►

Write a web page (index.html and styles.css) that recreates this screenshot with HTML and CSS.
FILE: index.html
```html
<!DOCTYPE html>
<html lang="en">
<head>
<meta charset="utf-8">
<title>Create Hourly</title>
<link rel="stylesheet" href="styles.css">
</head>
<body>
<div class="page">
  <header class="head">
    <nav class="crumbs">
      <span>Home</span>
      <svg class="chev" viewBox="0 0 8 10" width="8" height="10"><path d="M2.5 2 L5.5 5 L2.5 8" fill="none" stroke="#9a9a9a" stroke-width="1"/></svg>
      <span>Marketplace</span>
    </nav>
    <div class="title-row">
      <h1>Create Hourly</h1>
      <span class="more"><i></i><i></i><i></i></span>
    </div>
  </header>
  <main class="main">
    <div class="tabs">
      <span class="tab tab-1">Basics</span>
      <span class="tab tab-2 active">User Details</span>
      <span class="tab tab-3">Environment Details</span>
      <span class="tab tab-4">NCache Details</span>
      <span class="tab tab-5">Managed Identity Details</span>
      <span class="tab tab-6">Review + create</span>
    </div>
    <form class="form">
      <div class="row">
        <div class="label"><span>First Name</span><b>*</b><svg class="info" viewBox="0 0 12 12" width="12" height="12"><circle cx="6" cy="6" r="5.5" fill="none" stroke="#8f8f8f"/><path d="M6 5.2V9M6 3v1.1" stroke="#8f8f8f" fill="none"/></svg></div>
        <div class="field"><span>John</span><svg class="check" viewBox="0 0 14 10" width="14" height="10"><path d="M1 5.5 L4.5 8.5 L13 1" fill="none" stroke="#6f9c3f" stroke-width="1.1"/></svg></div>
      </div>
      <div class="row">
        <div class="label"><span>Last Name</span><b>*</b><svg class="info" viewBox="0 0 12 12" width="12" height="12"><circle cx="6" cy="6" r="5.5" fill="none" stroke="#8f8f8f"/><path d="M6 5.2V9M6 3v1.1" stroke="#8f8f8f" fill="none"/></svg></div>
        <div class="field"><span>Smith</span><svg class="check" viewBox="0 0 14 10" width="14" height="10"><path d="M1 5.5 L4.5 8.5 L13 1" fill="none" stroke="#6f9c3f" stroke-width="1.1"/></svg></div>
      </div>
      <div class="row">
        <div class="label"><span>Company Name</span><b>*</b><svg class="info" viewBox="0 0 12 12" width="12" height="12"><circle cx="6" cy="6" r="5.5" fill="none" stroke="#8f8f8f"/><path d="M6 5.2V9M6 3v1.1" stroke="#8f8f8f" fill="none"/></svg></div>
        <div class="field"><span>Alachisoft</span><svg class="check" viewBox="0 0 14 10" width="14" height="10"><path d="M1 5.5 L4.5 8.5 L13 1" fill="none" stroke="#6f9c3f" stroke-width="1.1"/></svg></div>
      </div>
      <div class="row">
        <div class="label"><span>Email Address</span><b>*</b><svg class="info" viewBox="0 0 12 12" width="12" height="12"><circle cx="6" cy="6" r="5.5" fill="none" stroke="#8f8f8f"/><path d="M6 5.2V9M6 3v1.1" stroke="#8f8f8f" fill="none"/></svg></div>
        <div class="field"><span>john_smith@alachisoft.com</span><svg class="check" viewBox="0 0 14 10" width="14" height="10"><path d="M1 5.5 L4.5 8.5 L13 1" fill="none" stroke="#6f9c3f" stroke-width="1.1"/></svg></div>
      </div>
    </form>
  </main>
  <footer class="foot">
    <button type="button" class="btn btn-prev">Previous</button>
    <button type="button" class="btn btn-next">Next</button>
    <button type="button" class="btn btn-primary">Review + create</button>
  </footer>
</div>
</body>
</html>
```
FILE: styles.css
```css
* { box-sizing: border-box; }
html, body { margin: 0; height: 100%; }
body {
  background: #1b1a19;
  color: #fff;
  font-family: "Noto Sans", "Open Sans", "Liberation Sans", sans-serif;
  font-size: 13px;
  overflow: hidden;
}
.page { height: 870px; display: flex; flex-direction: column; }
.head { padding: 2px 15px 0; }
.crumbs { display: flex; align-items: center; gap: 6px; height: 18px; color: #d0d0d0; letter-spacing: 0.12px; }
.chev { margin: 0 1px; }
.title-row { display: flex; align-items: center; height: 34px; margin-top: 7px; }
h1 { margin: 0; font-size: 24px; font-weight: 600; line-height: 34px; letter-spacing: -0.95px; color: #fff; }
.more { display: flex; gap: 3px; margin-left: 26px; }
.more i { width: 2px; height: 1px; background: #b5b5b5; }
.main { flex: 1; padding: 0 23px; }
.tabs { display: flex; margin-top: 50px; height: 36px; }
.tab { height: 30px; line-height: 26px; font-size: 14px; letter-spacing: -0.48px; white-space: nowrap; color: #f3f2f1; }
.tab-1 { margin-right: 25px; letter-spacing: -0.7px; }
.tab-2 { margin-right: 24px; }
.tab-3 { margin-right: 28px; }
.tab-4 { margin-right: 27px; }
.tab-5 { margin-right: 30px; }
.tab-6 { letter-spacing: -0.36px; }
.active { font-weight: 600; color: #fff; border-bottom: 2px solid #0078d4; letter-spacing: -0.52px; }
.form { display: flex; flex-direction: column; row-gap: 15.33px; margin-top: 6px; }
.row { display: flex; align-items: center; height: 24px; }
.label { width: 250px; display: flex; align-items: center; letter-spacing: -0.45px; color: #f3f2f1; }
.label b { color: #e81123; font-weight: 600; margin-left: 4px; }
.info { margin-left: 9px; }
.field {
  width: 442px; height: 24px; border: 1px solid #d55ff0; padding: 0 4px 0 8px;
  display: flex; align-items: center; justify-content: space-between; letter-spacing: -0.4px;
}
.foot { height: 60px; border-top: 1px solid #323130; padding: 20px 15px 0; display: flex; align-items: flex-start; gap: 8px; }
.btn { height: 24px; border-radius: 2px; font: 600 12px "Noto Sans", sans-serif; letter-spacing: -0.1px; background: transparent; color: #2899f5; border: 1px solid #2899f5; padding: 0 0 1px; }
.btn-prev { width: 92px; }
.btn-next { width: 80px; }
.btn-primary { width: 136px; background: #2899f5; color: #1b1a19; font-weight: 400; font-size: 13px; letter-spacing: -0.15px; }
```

◄

**WORK TO COMPLETE:** Return every line exactly.

**EXPECTED ANSWER:**
Write a web page (index.html and styles.css) that recreates this screenshot with HTML and CSS.
FILE: index.html
```html
<!DOCTYPE html>
<html lang="en">
<head>
<meta charset="utf-8">
<title>Create Hourly</title>
<link rel="stylesheet" href="styles.css">
</head>
<body>
<div class="page">
  <header class="head">
    <nav class="crumbs">
      <span>Home</span>
      <svg class="chev" viewBox="0 0 8 10" width="8" height="10"><path d="M2.5 2 L5.5 5 L2.5 8" fill="none" stroke="#9a9a9a" stroke-width="1"/></svg>
      <span>Marketplace</span>
    </nav>
    <div class="title-row">
      <h1>Create Hourly</h1>
      <span class="more"><i></i><i></i><i></i></span>
    </div>
  </header>
  <main class="main">
    <div class="tabs">
      <span class="tab tab-1">Basics</span>
      <span class="tab tab-2 active">User Details</span>
      <span class="tab tab-3">Environment Details</span>
      <span class="tab tab-4">NCache Details</span>
      <span class="tab tab-5">Managed Identity Details</span>
      <span class="tab tab-6">Review + create</span>
    </div>
    <form class="form">
      <div class="row">
        <div class="label"><span>First Name</span><b>*</b><svg class="info" viewBox="0 0 12 12" width="12" height="12"><circle cx="6" cy="6" r="5.5" fill="none" stroke="#8f8f8f"/><path d="M6 5.2V9M6 3v1.1" stroke="#8f8f8f" fill="none"/></svg></div>
        <div class="field"><span>John</span><svg class="check" viewBox="0 0 14 10" width="14" height="10"><path d="M1 5.5 L4.5 8.5 L13 1" fill="none" stroke="#6f9c3f" stroke-width="1.1"/></svg></div>
      </div>
      <div class="row">
        <div class="label"><span>Last Name</span><b>*</b><svg class="info" viewBox="0 0 12 12" width="12" height="12"><circle cx="6" cy="6" r="5.5" fill="none" stroke="#8f8f8f"/><path d="M6 5.2V9M6 3v1.1" stroke="#8f8f8f" fill="none"/></svg></div>
        <div class="field"><span>Smith</span><svg class="check" viewBox="0 0 14 10" width="14" height="10"><path d="M1 5.5 L4.5 8.5 L13 1" fill="none" stroke="#6f9c3f" stroke-width="1.1"/></svg></div>
      </div>
      <div class="row">
        <div class="label"><span>Company Name</span><b>*</b><svg class="info" viewBox="0 0 12 12" width="12" height="12"><circle cx="6" cy="6" r="5.5" fill="none" stroke="#8f8f8f"/><path d="M6 5.2V9M6 3v1.1" stroke="#8f8f8f" fill="none"/></svg></div>
        <div class="field"><span>Alachisoft</span><svg class="check" viewBox="0 0 14 10" width="14" height="10"><path d="M1 5.5 L4.5 8.5 L13 1" fill="none" stroke="#6f9c3f" stroke-width="1.1"/></svg></div>
      </div>
      <div class="row">
        <div class="label"><span>Email Address</span><b>*</b><svg class="info" viewBox="0 0 12 12" width="12" height="12"><circle cx="6" cy="6" r="5.5" fill="none" stroke="#8f8f8f"/><path d="M6 5.2V9M6 3v1.1" stroke="#8f8f8f" fill="none"/></svg></div>
        <div class="field"><span>john_smith@alachisoft.com</span><svg class="check" viewBox="0 0 14 10" width="14" height="10"><path d="M1 5.5 L4.5 8.5 L13 1" fill="none" stroke="#6f9c3f" stroke-width="1.1"/></svg></div>
      </div>
    </form>
  </main>
  <footer class="foot">
    <button type="button" class="btn btn-prev">Previous</button>
    <button type="button" class="btn btn-next">Next</button>
    <button type="button" class="btn btn-primary">Review + create</button>
  </footer>
</div>
</body>
</html>
```
FILE: styles.css
```css
* { box-sizing: border-box; }
html, body { margin: 0; height: 100%; }
body {
  background: #1b1a19;
  color: #fff;
  font-family: "Noto Sans", "Open Sans", "Liberation Sans", sans-serif;
  font-size: 13px;
  overflow: hidden;
}
.page { height: 870px; display: flex; flex-direction: column; }
.head { padding: 2px 15px 0; }
.crumbs { display: flex; align-items: center; gap: 6px; height: 18px; color: #d0d0d0; letter-spacing: 0.12px; }
.chev { margin: 0 1px; }
.title-row { display: flex; align-items: center; height: 34px; margin-top: 7px; }
h1 { margin: 0; font-size: 24px; font-weight: 600; line-height: 34px; letter-spacing: -0.95px; color: #fff; }
.more { display: flex; gap: 3px; margin-left: 26px; }
.more i { width: 2px; height: 1px; background: #b5b5b5; }
.main { flex: 1; padding: 0 23px; }
.tabs { display: flex; margin-top: 50px; height: 36px; }
.tab { height: 30px; line-height: 26px; font-size: 14px; letter-spacing: -0.48px; white-space: nowrap; color: #f3f2f1; }
.tab-1 { margin-right: 25px; letter-spacing: -0.7px; }
.tab-2 { margin-right: 24px; }
.tab-3 { margin-right: 28px; }
.tab-4 { margin-right: 27px; }
.tab-5 { margin-right: 30px; }
.tab-6 { letter-spacing: -0.36px; }
.active { font-weight: 600; color: #fff; border-bottom: 2px solid #0078d4; letter-spacing: -0.52px; }
.form { display: flex; flex-direction: column; row-gap: 15.33px; margin-top: 6px; }
.row { display: flex; align-items: center; height: 24px; }
.label { width: 250px; display: flex; align-items: center; letter-spacing: -0.45px; color: #f3f2f1; }
.label b { color: #e81123; font-weight: 600; margin-left: 4px; }
.info { margin-left: 9px; }
.field {
  width: 442px; height: 24px; border: 1px solid #d55ff0; padding: 0 4px 0 8px;
  display: flex; align-items: center; justify-content: space-between; letter-spacing: -0.4px;
}
.foot { height: 60px; border-top: 1px solid #323130; padding: 20px 15px 0; display: flex; align-items: flex-start; gap: 8px; }
.btn { height: 24px; border-radius: 2px; font: 600 12px "Noto Sans", sans-serif; letter-spacing: -0.1px; background: transparent; color: #2899f5; border: 1px solid #2899f5; padding: 0 0 1px; }
.btn-prev { width: 92px; }
.btn-next { width: 80px; }
.btn-primary { width: 136px; background: #2899f5; color: #1b1a19; font-weight: 400; font-size: 13px; letter-spacing: -0.15px; }
```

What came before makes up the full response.